%%

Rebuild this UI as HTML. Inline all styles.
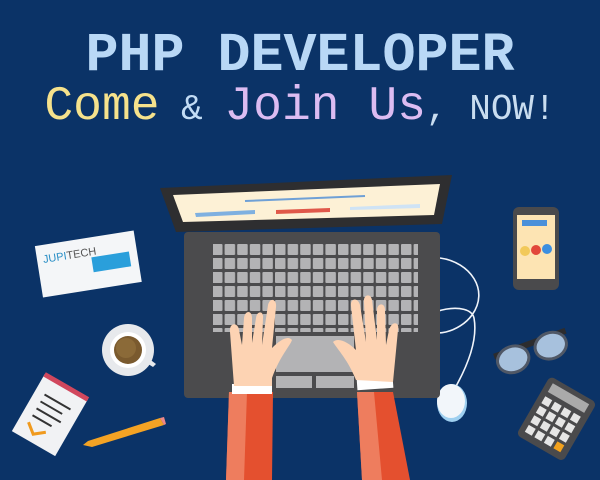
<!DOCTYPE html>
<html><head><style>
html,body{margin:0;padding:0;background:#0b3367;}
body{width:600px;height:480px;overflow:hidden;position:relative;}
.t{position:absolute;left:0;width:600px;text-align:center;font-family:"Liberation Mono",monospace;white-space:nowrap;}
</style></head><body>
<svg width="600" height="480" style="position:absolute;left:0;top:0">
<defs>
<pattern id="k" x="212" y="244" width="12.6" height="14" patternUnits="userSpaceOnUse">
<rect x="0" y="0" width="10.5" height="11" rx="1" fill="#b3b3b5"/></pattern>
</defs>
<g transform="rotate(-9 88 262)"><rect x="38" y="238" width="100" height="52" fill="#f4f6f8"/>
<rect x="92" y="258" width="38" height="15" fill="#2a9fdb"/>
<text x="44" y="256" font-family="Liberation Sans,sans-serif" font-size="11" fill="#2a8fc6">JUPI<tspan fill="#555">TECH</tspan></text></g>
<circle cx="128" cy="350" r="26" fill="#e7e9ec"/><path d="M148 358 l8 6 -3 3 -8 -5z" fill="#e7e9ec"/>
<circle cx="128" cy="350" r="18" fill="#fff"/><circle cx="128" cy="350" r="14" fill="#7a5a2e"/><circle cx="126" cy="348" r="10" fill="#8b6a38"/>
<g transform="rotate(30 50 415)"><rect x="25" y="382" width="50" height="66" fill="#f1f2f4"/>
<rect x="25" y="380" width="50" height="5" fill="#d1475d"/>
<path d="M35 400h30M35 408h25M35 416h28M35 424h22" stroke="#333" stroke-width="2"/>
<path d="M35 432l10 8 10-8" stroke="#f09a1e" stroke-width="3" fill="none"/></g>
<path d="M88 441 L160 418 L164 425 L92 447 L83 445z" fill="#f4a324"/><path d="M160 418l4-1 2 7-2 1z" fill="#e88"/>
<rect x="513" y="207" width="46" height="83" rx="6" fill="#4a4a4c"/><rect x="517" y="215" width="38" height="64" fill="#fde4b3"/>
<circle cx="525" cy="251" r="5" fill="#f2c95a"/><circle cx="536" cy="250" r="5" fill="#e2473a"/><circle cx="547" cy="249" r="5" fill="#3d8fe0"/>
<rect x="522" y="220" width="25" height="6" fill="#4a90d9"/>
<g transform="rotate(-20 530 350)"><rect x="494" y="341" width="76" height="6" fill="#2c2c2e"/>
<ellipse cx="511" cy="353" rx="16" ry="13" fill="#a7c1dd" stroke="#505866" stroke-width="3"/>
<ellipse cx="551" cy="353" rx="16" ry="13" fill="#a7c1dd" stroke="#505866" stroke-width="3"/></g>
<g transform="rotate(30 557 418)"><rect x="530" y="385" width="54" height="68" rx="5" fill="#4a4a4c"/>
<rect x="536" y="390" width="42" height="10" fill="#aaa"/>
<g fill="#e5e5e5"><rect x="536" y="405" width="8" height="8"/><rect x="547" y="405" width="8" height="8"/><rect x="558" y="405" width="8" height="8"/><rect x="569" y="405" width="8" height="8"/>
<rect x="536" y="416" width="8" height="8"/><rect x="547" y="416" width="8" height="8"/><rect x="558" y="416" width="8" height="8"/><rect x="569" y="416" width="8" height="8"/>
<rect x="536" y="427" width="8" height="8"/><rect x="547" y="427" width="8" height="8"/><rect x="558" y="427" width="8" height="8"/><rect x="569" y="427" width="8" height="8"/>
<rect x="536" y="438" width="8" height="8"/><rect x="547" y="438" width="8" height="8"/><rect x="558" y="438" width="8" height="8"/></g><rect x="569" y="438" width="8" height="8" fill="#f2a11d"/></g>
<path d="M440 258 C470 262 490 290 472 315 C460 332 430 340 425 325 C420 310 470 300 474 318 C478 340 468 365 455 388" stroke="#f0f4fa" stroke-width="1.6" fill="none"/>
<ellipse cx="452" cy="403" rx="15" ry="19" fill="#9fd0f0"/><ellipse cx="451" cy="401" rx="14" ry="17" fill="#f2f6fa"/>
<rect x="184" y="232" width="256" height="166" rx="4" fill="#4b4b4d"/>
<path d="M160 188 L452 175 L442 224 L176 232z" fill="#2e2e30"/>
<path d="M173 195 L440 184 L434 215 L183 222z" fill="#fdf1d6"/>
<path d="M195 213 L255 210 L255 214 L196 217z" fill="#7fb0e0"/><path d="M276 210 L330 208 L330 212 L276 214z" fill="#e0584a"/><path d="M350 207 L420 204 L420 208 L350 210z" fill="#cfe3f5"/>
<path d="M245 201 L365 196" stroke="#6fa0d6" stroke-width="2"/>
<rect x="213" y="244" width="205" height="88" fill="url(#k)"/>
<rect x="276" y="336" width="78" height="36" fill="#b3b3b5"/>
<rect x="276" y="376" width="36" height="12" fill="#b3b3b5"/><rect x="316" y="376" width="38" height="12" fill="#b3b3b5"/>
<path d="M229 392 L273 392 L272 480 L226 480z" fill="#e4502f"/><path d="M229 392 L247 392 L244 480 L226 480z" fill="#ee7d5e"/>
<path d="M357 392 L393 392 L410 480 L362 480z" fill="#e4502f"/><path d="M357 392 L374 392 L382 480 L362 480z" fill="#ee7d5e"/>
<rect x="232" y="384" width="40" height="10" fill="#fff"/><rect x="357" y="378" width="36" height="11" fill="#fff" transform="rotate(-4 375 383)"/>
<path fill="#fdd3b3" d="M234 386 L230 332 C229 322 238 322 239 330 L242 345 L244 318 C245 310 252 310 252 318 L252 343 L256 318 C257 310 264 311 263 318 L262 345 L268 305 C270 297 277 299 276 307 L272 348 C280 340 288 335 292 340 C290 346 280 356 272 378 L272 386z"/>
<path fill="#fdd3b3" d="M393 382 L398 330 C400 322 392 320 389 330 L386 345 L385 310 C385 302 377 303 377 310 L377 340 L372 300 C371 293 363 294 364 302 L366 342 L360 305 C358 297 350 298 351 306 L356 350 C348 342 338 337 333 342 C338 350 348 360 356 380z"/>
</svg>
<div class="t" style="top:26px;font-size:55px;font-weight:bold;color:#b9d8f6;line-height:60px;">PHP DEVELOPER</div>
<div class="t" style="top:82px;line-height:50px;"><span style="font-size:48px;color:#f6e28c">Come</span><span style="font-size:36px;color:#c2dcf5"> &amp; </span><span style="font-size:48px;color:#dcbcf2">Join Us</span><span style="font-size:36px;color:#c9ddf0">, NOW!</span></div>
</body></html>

%%

### Aim of the exercise:
Copy each line in full and exactly, omitting any picture.

### Expected answer:
Rebuild this UI as HTML. Inline all styles.
<!DOCTYPE html>
<html><head><style>
html,body{margin:0;padding:0;background:#0b3367;}
body{width:600px;height:480px;overflow:hidden;position:relative;}
.t{position:absolute;left:0;width:600px;text-align:center;font-family:"Liberation Mono",monospace;white-space:nowrap;}
</style></head><body>
<svg width="600" height="480" style="position:absolute;left:0;top:0">
<defs>
<pattern id="k" x="212" y="244" width="12.6" height="14" patternUnits="userSpaceOnUse">
<rect x="0" y="0" width="10.5" height="11" rx="1" fill="#b3b3b5"/></pattern>
</defs>
<g transform="rotate(-9 88 262)"><rect x="38" y="238" width="100" height="52" fill="#f4f6f8"/>
<rect x="92" y="258" width="38" height="15" fill="#2a9fdb"/>
<text x="44" y="256" font-family="Liberation Sans,sans-serif" font-size="11" fill="#2a8fc6">JUPI<tspan fill="#555">TECH</tspan></text></g>
<circle cx="128" cy="350" r="26" fill="#e7e9ec"/><path d="M148 358 l8 6 -3 3 -8 -5z" fill="#e7e9ec"/>
<circle cx="128" cy="350" r="18" fill="#fff"/><circle cx="128" cy="350" r="14" fill="#7a5a2e"/><circle cx="126" cy="348" r="10" fill="#8b6a38"/>
<g transform="rotate(30 50 415)"><rect x="25" y="382" width="50" height="66" fill="#f1f2f4"/>
<rect x="25" y="380" width="50" height="5" fill="#d1475d"/>
<path d="M35 400h30M35 408h25M35 416h28M35 424h22" stroke="#333" stroke-width="2"/>
<path d="M35 432l10 8 10-8" stroke="#f09a1e" stroke-width="3" fill="none"/></g>
<path d="M88 441 L160 418 L164 425 L92 447 L83 445z" fill="#f4a324"/><path d="M160 418l4-1 2 7-2 1z" fill="#e88"/>
<rect x="513" y="207" width="46" height="83" rx="6" fill="#4a4a4c"/><rect x="517" y="215" width="38" height="64" fill="#fde4b3"/>
<circle cx="525" cy="251" r="5" fill="#f2c95a"/><circle cx="536" cy="250" r="5" fill="#e2473a"/><circle cx="547" cy="249" r="5" fill="#3d8fe0"/>
<rect x="522" y="220" width="25" height="6" fill="#4a90d9"/>
<g transform="rotate(-20 530 350)"><rect x="494" y="341" width="76" height="6" fill="#2c2c2e"/>
<ellipse cx="511" cy="353" rx="16" ry="13" fill="#a7c1dd" stroke="#505866" stroke-width="3"/>
<ellipse cx="551" cy="353" rx="16" ry="13" fill="#a7c1dd" stroke="#505866" stroke-width="3"/></g>
<g transform="rotate(30 557 418)"><rect x="530" y="385" width="54" height="68" rx="5" fill="#4a4a4c"/>
<rect x="536" y="390" width="42" height="10" fill="#aaa"/>
<g fill="#e5e5e5"><rect x="536" y="405" width="8" height="8"/><rect x="547" y="405" width="8" height="8"/><rect x="558" y="405" width="8" height="8"/><rect x="569" y="405" width="8" height="8"/>
<rect x="536" y="416" width="8" height="8"/><rect x="547" y="416" width="8" height="8"/><rect x="558" y="416" width="8" height="8"/><rect x="569" y="416" width="8" height="8"/>
<rect x="536" y="427" width="8" height="8"/><rect x="547" y="427" width="8" height="8"/><rect x="558" y="427" width="8" height="8"/><rect x="569" y="427" width="8" height="8"/>
<rect x="536" y="438" width="8" height="8"/><rect x="547" y="438" width="8" height="8"/><rect x="558" y="438" width="8" height="8"/></g><rect x="569" y="438" width="8" height="8" fill="#f2a11d"/></g>
<path d="M440 258 C470 262 490 290 472 315 C460 332 430 340 425 325 C420 310 470 300 474 318 C478 340 468 365 455 388" stroke="#f0f4fa" stroke-width="1.6" fill="none"/>
<ellipse cx="452" cy="403" rx="15" ry="19" fill="#9fd0f0"/><ellipse cx="451" cy="401" rx="14" ry="17" fill="#f2f6fa"/>
<rect x="184" y="232" width="256" height="166" rx="4" fill="#4b4b4d"/>
<path d="M160 188 L452 175 L442 224 L176 232z" fill="#2e2e30"/>
<path d="M173 195 L440 184 L434 215 L183 222z" fill="#fdf1d6"/>
<path d="M195 213 L255 210 L255 214 L196 217z" fill="#7fb0e0"/><path d="M276 210 L330 208 L330 212 L276 214z" fill="#e0584a"/><path d="M350 207 L420 204 L420 208 L350 210z" fill="#cfe3f5"/>
<path d="M245 201 L365 196" stroke="#6fa0d6" stroke-width="2"/>
<rect x="213" y="244" width="205" height="88" fill="url(#k)"/>
<rect x="276" y="336" width="78" height="36" fill="#b3b3b5"/>
<rect x="276" y="376" width="36" height="12" fill="#b3b3b5"/><rect x="316" y="376" width="38" height="12" fill="#b3b3b5"/>
<path d="M229 392 L273 392 L272 480 L226 480z" fill="#e4502f"/><path d="M229 392 L247 392 L244 480 L226 480z" fill="#ee7d5e"/>
<path d="M357 392 L393 392 L410 480 L362 480z" fill="#e4502f"/><path d="M357 392 L374 392 L382 480 L362 480z" fill="#ee7d5e"/>
<rect x="232" y="384" width="40" height="10" fill="#fff"/><rect x="357" y="378" width="36" height="11" fill="#fff" transform="rotate(-4 375 383)"/>
<path fill="#fdd3b3" d="M234 386 L230 332 C229 322 238 322 239 330 L242 345 L244 318 C245 310 252 310 252 318 L252 343 L256 318 C257 310 264 311 263 318 L262 345 L268 305 C270 297 277 299 276 307 L272 348 C280 340 288 335 292 340 C290 346 280 356 272 378 L272 386z"/>
<path fill="#fdd3b3" d="M393 382 L398 330 C400 322 392 320 389 330 L386 345 L385 310 C385 302 377 303 377 310 L377 340 L372 300 C371 293 363 294 364 302 L366 342 L360 305 C358 297 350 298 351 306 L356 350 C348 342 338 337 333 342 C338 350 348 360 356 380z"/>
</svg>
<div class="t" style="top:26px;font-size:55px;font-weight:bold;color:#b9d8f6;line-height:60px;">PHP DEVELOPER</div>
<div class="t" style="top:82px;line-height:50px;"><span style="font-size:48px;color:#f6e28c">Come</span><span style="font-size:36px;color:#c2dcf5"> &amp; </span><span style="font-size:48px;color:#dcbcf2">Join Us</span><span style="font-size:36px;color:#c9ddf0">, NOW!</span></div>
</body></html>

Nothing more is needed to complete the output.